Terremoto del Belice, a 57 anni dalla tragedia la ferita è ancora aperta [VIDEO]

Nella notte tra il 14 e il 15 gennaio 1968 il sisma distrusse interi paesi tra Agrigento, Trapani e Palermo. La lentezza nei soccorsi aumentò il dramma delle popolazioni. Poi la lenta e contraddittoria ricostruzione.

Palermo – La notte tra il 14 e il 15 gennaio 1968, 57 anni fa, la Valle del Belice, un’area rurale della Sicilia occidentale, fu sconvolta da uno dei terremoti più drammatici del XX secolo in Italia. Con una magnitudo stimata tra il 6,1 e il 6,4 della scala Richter, il sisma colpì principalmente le province di Trapani, Agrigento e Palermo, causando devastazione in decine di paesi e lasciando dietro di sé morte, distruzione e un’eredità di controversie e promesse mancate.

Il primo evento sismico si verificò il 14 gennaio 1968 alle 13.28, una scossa moderata che non causò danni significativi ma che avrebbe dovuto fungere da avvertimento. Tuttavia, nella notte tra il 14 e il 15 gennaio, una serie di scosse più violente colpirono la valle. La più distruttiva si verificò alle 3.01 del 15 gennaio, seguita da numerose repliche. L’epicentro del sisma fu localizzato tra i comuni di Gibellina, Salaparuta e Poggioreale, che furono quasi completamente rasi al suolo.

Il terremoto causò circa 370 morti, oltre 1.000 feriti e lasciò più di 70mila persone senza casa. Interi paesi furono ridotti a cumuli di macerie. Gibellina, Salaparuta, Poggioreale, Montevago e Santa Margherita di Belice furono tra i centri più colpiti. La popolazione si trovò improvvisamente senza rifugi, costretta a sopravvivere in condizioni precarie, in tende o baracche di fortuna, in un inverno rigido.

La situazione fu aggravata dalla lentezza dei soccorsi. Le autorità, nonostante gli allarmi e le scosse precursori, non avevano predisposto un piano di emergenza adeguato. Il ritardo nell’organizzazione degli aiuti, unito alla scarsità di risorse, aumentò il dramma della popolazione colpita. Le immagini di sopravvissuti che scavavano a mani nude tra le macerie, in cerca di parenti e amici, divennero il simbolo della tragedia.
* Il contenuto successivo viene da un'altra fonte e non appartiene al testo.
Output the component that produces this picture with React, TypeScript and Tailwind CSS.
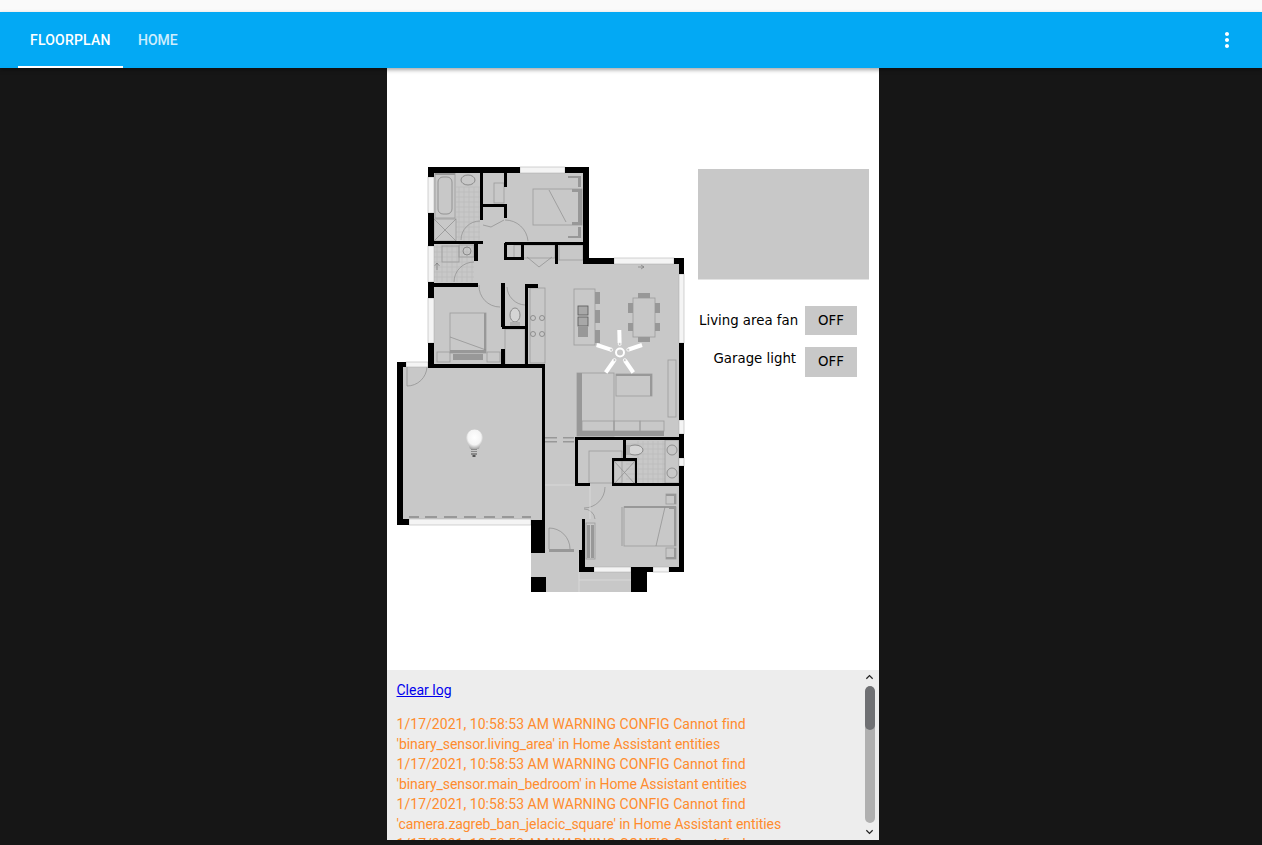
import { MdMoreVert } from "react-icons/md";

type Box = [number, number, number, number];

const LOG_LINES = [
  "1/17/2021, 10:58:53 AM WARNING CONFIG Cannot find",
  "'binary_sensor.living_area' in Home Assistant entities",
  "1/17/2021, 10:58:53 AM WARNING CONFIG Cannot find",
  "'binary_sensor.main_bedroom' in Home Assistant entities",
  "1/17/2021, 10:58:53 AM WARNING CONFIG Cannot find",
  "'camera.zagreb_ban_jelacic_square' in Home Assistant entities",
  "1/17/2021, 10:58:53 AM WARNING CONFIG Cannot find",
];

// all floorplan numbers are page coordinates (viewBox starts at the card corner)
const WINDOWS: Box[] = [
  [520, 167, 45, 6], [614, 258, 60, 6], [679, 274, 5, 69], [679, 420, 5, 14], [679, 458, 5, 8],
  [428, 177, 6, 36], [428, 246, 6, 36], [428, 298, 6, 45], [406, 362, 22, 5], [409, 519, 122, 6],
  [594, 567, 37, 5], [653, 567, 16, 5],
];

const WALLS: Box[] = [
  // outer walls
  [428, 167, 92, 6], [565, 167, 24, 6], [583, 167, 6, 97], [583, 258, 31, 6], [674, 258, 10, 6],
  [679, 258, 5, 16], [679, 343, 5, 77], [679, 434, 5, 24], [679, 466, 5, 106],
  [428, 167, 6, 10], [428, 213, 6, 33], [428, 282, 6, 16], [428, 343, 6, 24],
  [397, 362, 6, 163], [397, 362, 9, 5], [428, 364, 117, 4], [542, 364, 3, 156], [397, 519, 12, 6],
  [531, 520, 14, 33], [531, 577, 15, 15], [631, 567, 16, 25], [647, 567, 6, 5], [669, 567, 15, 5],
  [579, 567, 15, 5], [579, 550, 6, 22], [582, 519, 3, 40],
  // upper bedroom, bath and closets
  [480, 173, 3, 47], [504, 173, 3, 14], [504, 204, 3, 14], [483, 204, 21, 3],
  [434, 241, 49, 3], [474, 241, 4, 20], [434, 283, 44, 4],
  [505, 242, 84, 3], [504, 243, 3, 17], [521, 243, 3, 17], [504, 257, 20, 3], [555, 245, 3, 19],
  // hall, wc and kitchen
  [501, 283, 4, 44], [502, 326, 25, 3], [501, 349, 4, 16], [525, 284, 3, 81], [525, 284, 13, 4],
  // lower wet rooms
  [575, 437, 109, 3], [575, 437, 3, 49], [575, 483, 15, 3], [612, 483, 67, 3], [623, 438, 3, 22],
  [612, 458, 25, 3], [612, 458, 2, 28], [635, 461, 2, 25],
];

const DARK: Box[] = [
  [577, 373, 5, 63], [577, 431, 87, 5], [616, 374, 36, 2], [650, 374, 2, 22],
  [595, 292, 5, 12], [595, 310, 5, 13], [595, 330, 5, 13],
  [638, 293, 12, 5], [638, 337, 12, 5], [628, 303, 5, 10], [628, 323, 5, 8], [655, 303, 5, 10], [655, 323, 5, 8],
  [578, 327, 10, 10], [624, 506, 52, 2], [587, 525, 3, 33], [591, 525, 3, 33],
  [572, 189, 10, 3], [572, 222, 10, 3], [578, 189, 4, 36],
  [450, 350, 36, 3], [453, 354, 30, 6], [484, 313, 2, 40], [568, 176, 13, 2], [578, 176, 3, 11], [568, 236, 13, 2], [578, 227, 3, 11],
  [666, 494, 10, 2], [674, 494, 2, 10], [666, 557, 10, 2], [674, 548, 2, 11], [669, 507, 7, 2], [674, 507, 2, 39],
  [549, 549, 25, 3],
  [409, 516, 10, 2], [425, 516, 12, 2], [444, 516, 13, 2], [464, 516, 12, 2], [484, 516, 11, 2], [502, 516, 12, 2], [522, 516, 9, 2],
  [545, 437, 12, 1.5], [545, 441, 12, 1.5], [563, 437, 11, 1.5], [563, 441, 11, 1.5], [637, 483, 10, 3], [655, 483, 10, 3], [435, 173, 20, 2],
];

const OUTLINES: Box[] = [
  [435, 173, 20, 45], [434, 219, 22, 22], [614, 461, 21, 23], [442, 246, 17, 16], [459, 245, 15, 12],
  [533, 189, 49, 36], [450, 313, 36, 40], [437, 352, 13, 10], [487, 352, 13, 10],
  [530, 288, 15, 75], [574, 289, 21, 56], [633, 298, 22, 39], [668, 360, 8, 57],
  [577, 373, 37, 63], [582, 421, 32, 10], [614, 421, 26, 10], [640, 421, 24, 10], [616, 374, 36, 22],
  [624, 507, 52, 39], [666, 494, 10, 10], [666, 548, 10, 11], [586, 523, 9, 36], [589, 451, 33, 32],
  [665, 440, 14, 43], [514, 245, 41, 13], [559, 245, 24, 15], [494, 183, 10, 20], [505, 329, 20, 36],
];

const ARCS = [
  "M461 240A19 19 0 0 1 480 221",
  "M505 220A23 23 0 0 1 528 241",
  "M454 282A20 20 0 0 1 474 262",
  "M479 285A21 21 0 0 0 500 307",
  "M507 287A19 19 0 0 0 525 305",
  "M407 386A20 20 0 0 0 427 367",
  "M584 508A21 21 0 0 0 605 487",
  "M584 509A11 11 0 0 1 595 519",
  "M549 528A21 21 0 0 1 570 549",
  "M483 225L491 227L504 220",
  "M527 257L539 267L552 257",
  "M407 367V386",
  "M549 528V549",
  "M434 219L456 241M456 219L434 241",
  "M614 461L635 484M635 461L614 484",
  "M622 507V546M665 507L656 546",
  "M549 190L566 222",
  "M450 337L486 350",
];

// [blade start x, y, tip x, y, joint x, y]
const FAN_BLADES = [
  [619.6, 343, 619.3, 330, 619.7, 344],
  [628.6, 349.5, 642, 345, 628.2, 349.7],
  [625, 360.5, 633.3, 372.5, 624.8, 360.1],
  [614.4, 360.2, 605.7, 372.5, 614.5, 360],
  [611.6, 349.9, 596.7, 345, 611.2, 349.8],
];

function Rects({ items, className }: { items: Box[]; className: string }) {
  return (
    <g className={className}>
      {items.map(([x, y, w, h], i) => (
        <rect key={i} x={x} y={y} width={w} height={h} />
      ))}
    </g>
  );
}

function Tiles() {
  const lines: string[] = [];
  for (let x = 459; x < 480; x += 5) lines.push(`M${x} 187V241`);
  for (let y = 187; y < 241; y += 5) lines.push(`M456 ${y}H480`);
  for (let x = 437; x < 474; x += 5) lines.push(`M${x} 245V282`);
  for (let y = 247; y < 282; y += 5) lines.push(`M434 ${y}H474`);
  for (let x = 638; x < 665; x += 5) lines.push(`M${x} 441V483`);
  for (let y = 444; y < 483; y += 5) lines.push(`M626 ${y}H665`);
  return <path d={lines.join("")} className="stroke-[#b4b4b4] [stroke-width:0.5] fill-none" />;
}

function Floorplan() {
  return (
    <svg viewBox="387 68 492 602" className="block w-[492px] h-[602px] shrink-0">
      <defs>
        <radialGradient id="bulbGlass" cx="50%" cy="40%" r="60%">
          <stop offset="0%" stopColor="#ffffff" />
          <stop offset="65%" stopColor="#f4f4f4" />
          <stop offset="100%" stopColor="#a8a8a8" />
        </radialGradient>
      </defs>

      <g className="blur-[0.35px]">
        <path d="M428 167H589V258H684V572H647V592H531V525H397V362H428Z" fill="#c8c8c8" />
        <Tiles />
        <Rects items={OUTLINES} className="fill-none stroke-[#9c9c9c] [stroke-width:0.8]" />
        <Rects items={DARK} className="fill-[#989898]" />
        <path d={ARCS.join("")} className="fill-none stroke-[#8c8c8c] [stroke-width:0.7]" />

        {/* bath, kitchen and wc fixtures */}
        <rect x="438" y="177" width="14" height="37" rx="5" className="fill-none stroke-[#858585]" strokeWidth={0.8} />
        <ellipse cx="468" cy="180" rx="7" ry="5" className="fill-none stroke-[#7a7a7a]" strokeWidth={0.8} />
        <ellipse cx="467" cy="251" rx="4" ry="4" className="fill-none stroke-[#7a7a7a]" strokeWidth={0.8} />
        <ellipse cx="515" cy="315" rx="5" ry="7" className="fill-[#d5d5d5] stroke-[#777777]" strokeWidth={0.8} />
        <rect x="510" y="322" width="10" height="4" className="fill-[#b0b0b0]" />
        <ellipse cx="635" cy="450" rx="8" ry="5" className="fill-[#d5d5d5] stroke-[#777777]" strokeWidth={0.8} />
        <rect x="626" y="445" width="4" height="10" className="fill-[#b0b0b0]" />
        <rect x="578" y="306" width="10" height="9" className="fill-[#a8a8a8] stroke-[#555555]" strokeWidth={0.8} />
        <rect x="578" y="317" width="10" height="9" className="fill-[#a8a8a8] stroke-[#555555]" strokeWidth={0.8} />
        {[[533, 318], [542, 318], [533, 334], [542, 334], [672, 450], [672, 473]].map(([cx, cy], i) => (
          <circle key={i} cx={cx} cy={cy} r={i > 3 ? 5 : 2.5} className="fill-none stroke-[#808080]" strokeWidth={0.8} />
        ))}
        <path d="M545 485H590M590 486V519M579 553V592M579 580H631" className="fill-none stroke-[#dcdcdc]" strokeWidth={0.8} />
        <path d="M437 263V270M434.500 266L437 263L439.500 266M638 267H644M641 265L644 267L641 269" className="fill-none stroke-[#6e6e6e]" strokeWidth={0.6} />

        <Rects items={WINDOWS} className="fill-[#f4f4f4] stroke-[#a8a8a8] [stroke-width:0.5]" />
        <Rects items={WALLS} className="fill-black" />
      </g>

      {/* ceiling fan */}
      <g>
        {FAN_BLADES.map(([x1, y1, x2, y2], i) => (
          <line key={i} x1={x1} y1={y1} x2={x2} y2={y2} stroke="#ffffff" strokeWidth={4} />
        ))}
        {FAN_BLADES.map(([, , , , cx, cy], i) => (
          <circle key={i} cx={cx} cy={cy} r={1.5} fill="#c8c8c8" stroke="#ffffff" strokeWidth={0.8} />
        ))}
        <circle cx="620" cy="352.500" r="4" fill="#c8c8c8" stroke="#ffffff" strokeWidth={2} />
      </g>

      {/* garage light */}
      <path d="M466 438a8.500 8.500 0 0 1 17 0c0 4-3 6-4 11h-9c-1-5-4-7-4-11Z" fill="url(#bulbGlass)" />
      <rect x="471" y="449" width="6" height="6" fill="#8a8a8a" />
      <path d="M471 450.500h6M471 452.500h6" stroke="#d8d8d8" strokeWidth={0.8} />
      <rect x="472.500" y="455" width="3" height="2" fill="#555555" />

      {/* camera placeholder */}
      <rect x="698" y="169" width="171" height="110.500" fill="#c8c8c8" />

      <g className="font-['DejaVu_Sans',sans-serif] text-[13.33px] fill-black">
        <text x="699" y="325">Living area fan</text>
        <text x="713.500" y="363">Garage light</text>
      </g>

      <rect x="805" y="306" width="52" height="29" fill="#c8c8c8" />
      <rect x="805" y="347" width="52" height="30" fill="#c8c8c8" />
      <g className="font-['DejaVu_Sans',sans-serif] text-[13.33px] fill-black">
        <text x="818" y="325">OFF</text>
        <text x="818" y="366">OFF</text>
      </g>
    </svg>
  );
}

function LogScrollbar() {
  return (
    <div className="w-[17px] shrink-0 flex flex-col items-center pt-[4px] pr-[2px]">
      <svg viewBox="0 0 10 6" className="w-[9px] h-[6px] shrink-0">
        <path d="M1.500 5L5 1.500L8.500 5" fill="none" stroke="#222222" strokeWidth={1.4} />
      </svg>
      <div className="mt-[6px] w-[10px] h-[137px] rounded-full bg-[#b0b0b0] overflow-hidden shrink-0">
        <div className="h-[44px] rounded-full bg-[#6f7073]" />
      </div>
      <svg viewBox="0 0 10 6" className="mt-[6px] w-[9px] h-[6px] shrink-0">
        <path d="M1.500 1L5 4.500L8.500 1" fill="none" stroke="#222222" strokeWidth={1.4} />
      </svg>
    </div>
  );
}

function LogPanel() {
  return (
    <div className="h-[170px] shrink-0 bg-[#ededed] flex overflow-hidden">
      <div className="flex-1 pl-[9.5px] pt-[10px] text-sm leading-5 overflow-hidden">
        <a href="#" className="text-[#0000ee] underline">Clear log</a>
        <div className="mt-[14px] text-[#ff8c2e]">
          {LOG_LINES.map((line, i) => (
            <div key={i} className={i % 2 === 1 ? "whitespace-nowrap tracking-[-0.07px]" : "whitespace-nowrap tracking-[0.04px]"}>
              {line}
            </div>
          ))}
        </div>
      </div>
      <LogScrollbar />
    </div>
  );
}

export default function App() {
  return (
    <div className="h-[845px] bg-[#161616] overflow-hidden font-['Roboto',sans-serif]">
      <div className="h-3 bg-[#fafafa]" />

      <header className="relative z-10 h-14 bg-[#03a9f4] flex items-stretch pl-[18px] pr-[23px] shadow-[0_2px_4px_rgba(0,0,0,0.35)]">
        <div className="w-[105px] pl-3 border-b-2 border-white flex items-center text-sm font-medium tracking-[0.2px] text-white pt-[2px]">
          FLOORPLAN
        </div>
        <div className="ml-[15px] flex items-center text-sm font-medium text-white/80">HOME</div>
        <div className="ml-auto flex items-center">
          <MdMoreVert size={24} className="text-white" />
        </div>
      </header>

      <main className="flex justify-center pl-1">
        <div className="w-[492px] h-[772px] bg-white flex flex-col">
          <Floorplan />
          <LogPanel />
        </div>
      </main>
    </div>
  );
}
La tragedia segnò un punto di svolta nel rapporto tra lo Stato e la gestione delle calamità naturali. L’emergenza rivelò le gravi carenze del sistema di protezione civile, che allora era pressoché inesistente. Fu solo negli anni successivi che si cominciò a discutere della necessità di un’organizzazione nazionale per la gestione dei disastri naturali, un dibattito che avrebbe portato alla nascita della Protezione Civile Italiana negli anni Ottanta.

Nel frattempo, lo Stato avviò un piano di ricostruzione per i comuni colpiti, ma si rivelò un processo lungo, inefficiente e, in molti casi, controverso. Le risorse stanziate furono ingenti, ma la burocrazia e la corruzione dilapidarono gran parte dei fondi. A distanza di decenni, molte delle comunità colpite continuano a pagare il prezzo di quella tragedia.

La ricostruzione fu caratterizzata da scelte urbanistiche e architettoniche innovative, ma spesso poco adatte al contesto culturale e sociale della valle. Alcuni paesi, come Gibellina, furono completamente ricostruiti in nuove località, lontane dai siti originari. Gibellina Nuova, in particolare, divenne un esperimento di arte contemporanea e architettura moderna, con contributi di artisti di fama internazionale come Alberto Burri, Ludovico Quaroni e Pietro Consagra.

Il Cretto di Burri, una gigantesca opera di land art realizzata sui resti della vecchia Gibellina, simboleggia oggi il dolore e la memoria di quella tragedia. L’opera, composta da enormi blocchi di cemento bianco, riproduce la pianta del paese distrutto, trasformandolo in un monumento al ricordo.

Tuttavia, non tutti i progetti di ricostruzione furono accolti favorevolmente. Molti abitanti lamentarono che i nuovi centri, pur moderni, mancavano del calore e dell’identità delle vecchie comunità, e che le case e le infrastrutture costruite non rispondevano sempre alle necessità della popolazione.